What is OCR?
- These historical databases have been created from microfilm using OCR (Optical Character Recognition) technology to digitize the content.
How does OCR Work?
- OCR works by recognizing shapes on a white background, and by matching those shapes with known letter shapes that are stored in the computer's memory.
- In some cases, especially in the case of old newspapers, the letters "bleed" into each other, making the shapes unrecognizable or mistakenly interpreted as other letters by the computer.
Are there different qualities of OCR?
- Yes. In GenealogyBank, each page is produced in a manner that provides the highest quality possible image from rare, fragile newspapers and microfilm. This includes a specialized process that de-skews and crops every page image.
- Keep in mind that the historical content in GenealogyBank is among the most difficult type of content to digitize because of age of the documents and the wide variety of constantly changing type faces, font sizes, ink quality, article format and more.

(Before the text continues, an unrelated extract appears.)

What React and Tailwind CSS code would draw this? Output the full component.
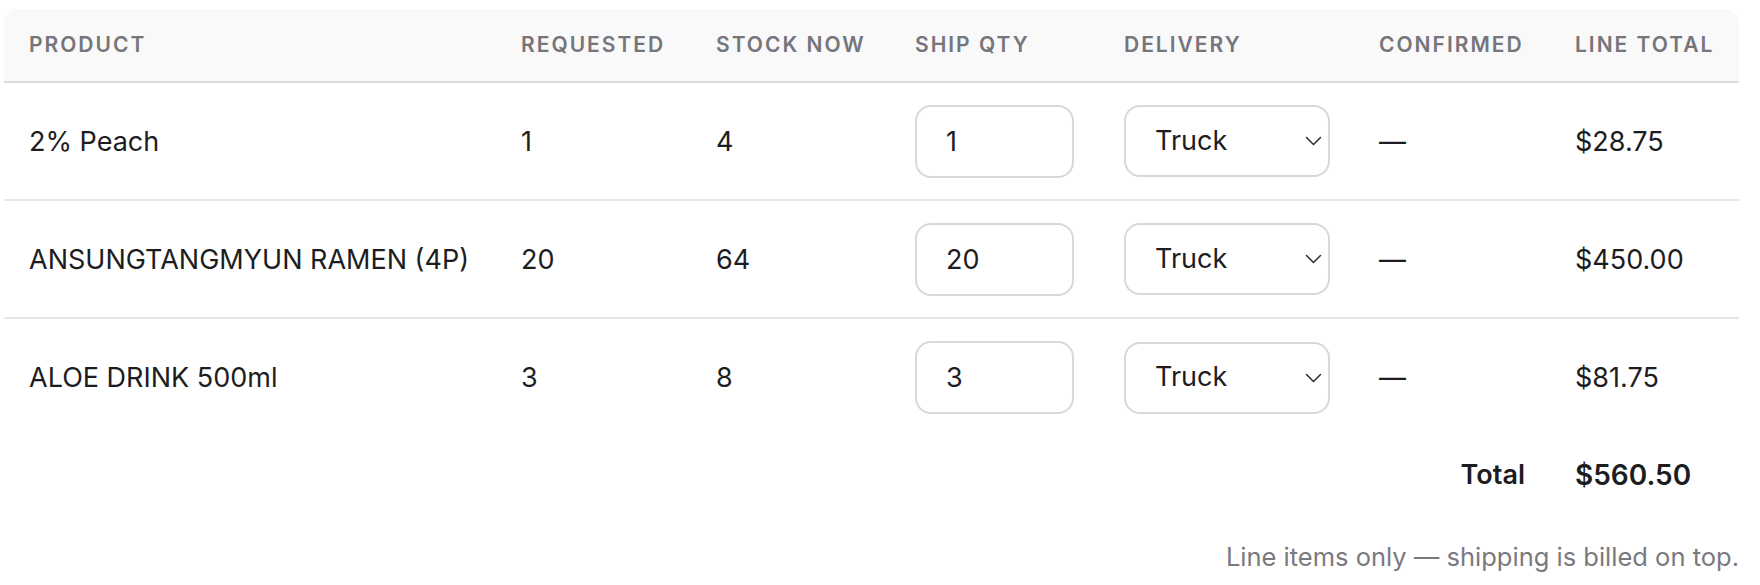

- We are continually striving to improve image quality as technology evolves.
- GenealogyBank brings some of the oldest content published in the U.S. to a searchable online format because of its value to the genealogical and historical communities.
Does the OCR process cause some false hits?
- Sometimes. This is a universal problem within the industry at this time.
- Since OCR is imperfect, and it can lead to words being "closer" in the search text than they appear in the image.
- Any problems on the pages, such as inkblots, speckles, poor type quality, fading, folds, wrinkles, tears or discoloration of the original paper page, can interfere with the OCR process.
- When the computer cannot recognize or misinterprets some of the letter shapes on the page this can result in false hits and mistakes in keyword highlighting in the search results.
- That is why it is important to keep refining your search when using historical content.